For more details, visit Tesla’s software update overview: Tesla Software Updates

Step-by-Step Guide to Implement DevOps in Embedded Systems

Assess Your Current Workflow: Identify manual bottlenecks in build, test, and deployment processes.
Set Up Version Control: Ensure all code and configurations are in Git or similar.
Automate Builds: Use CI tools to compile and link code on every commit.
Integrate Automated Testing: Develop unit and integration tests; run them in CI pipelines.
Simulate Hardware: Use emulators or simulators to test code without physical devices.
Implement OTA Update Mechanisms: Choose or develop a secure OTA framework.
Deploy to Test Devices Automatically: Use CD pipelines to flash test devices.
Monitor Devices in Production: Collect logs and telemetry for continuous feedback.
Iterate and Improve: Use metrics and feedback to refine processes continuously.

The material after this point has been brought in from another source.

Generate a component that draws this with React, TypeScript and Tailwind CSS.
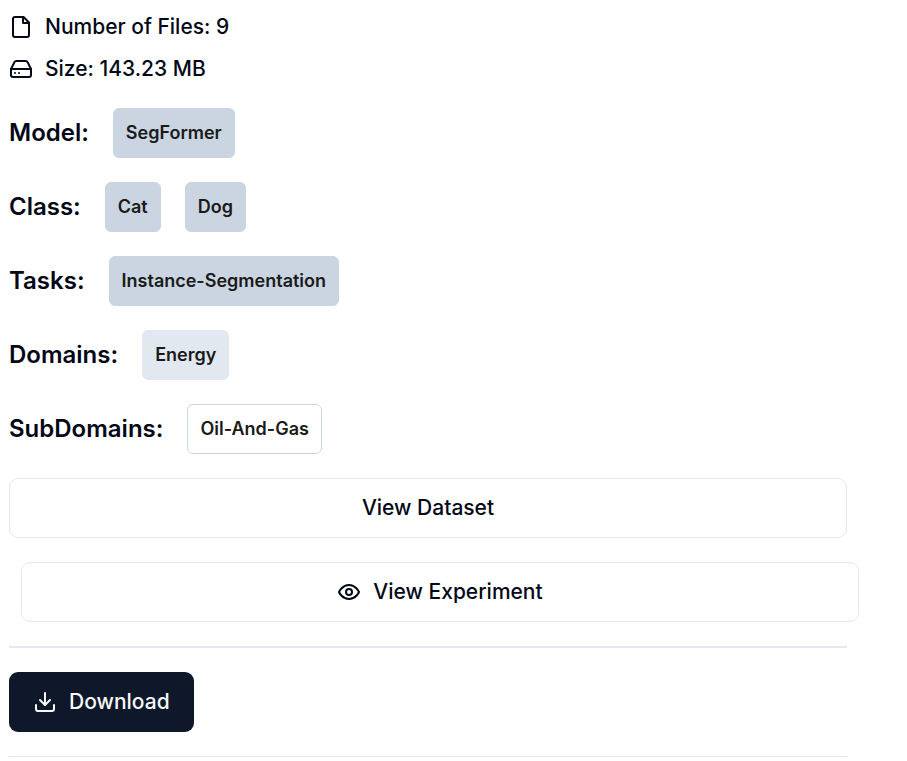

Future Outlook and Emerging Trends

AI-Driven Testing: Automated test generation and anomaly detection using AI will enhance quality assurance.
Edge Computing Integration: Embedded devices will increasingly process data locally, requiring DevOps to support distributed architectures.
Standardization of Embedded DevOps Tools: More specialized tools and frameworks tailored for embedded environments will emerge.
Security-First DevOps: With rising cyber threats, embedding security into every stage of the DevOps pipeline will become standard practice.

Summary

Adopting DevOps in embedded systems is not only possible but essential to keep pace with modern software demands. By leveraging continuous integration, automated testing, and secure OTA updates, embedded teams can deliver high-quality software faster and more reliably. While challenges like hardware diversity and connectivity constraints exist, emerging tools and frameworks are making embedded DevOps increasingly practical. Organizations embracing these practices will gain a competitive edge in innovation and customer satisfaction.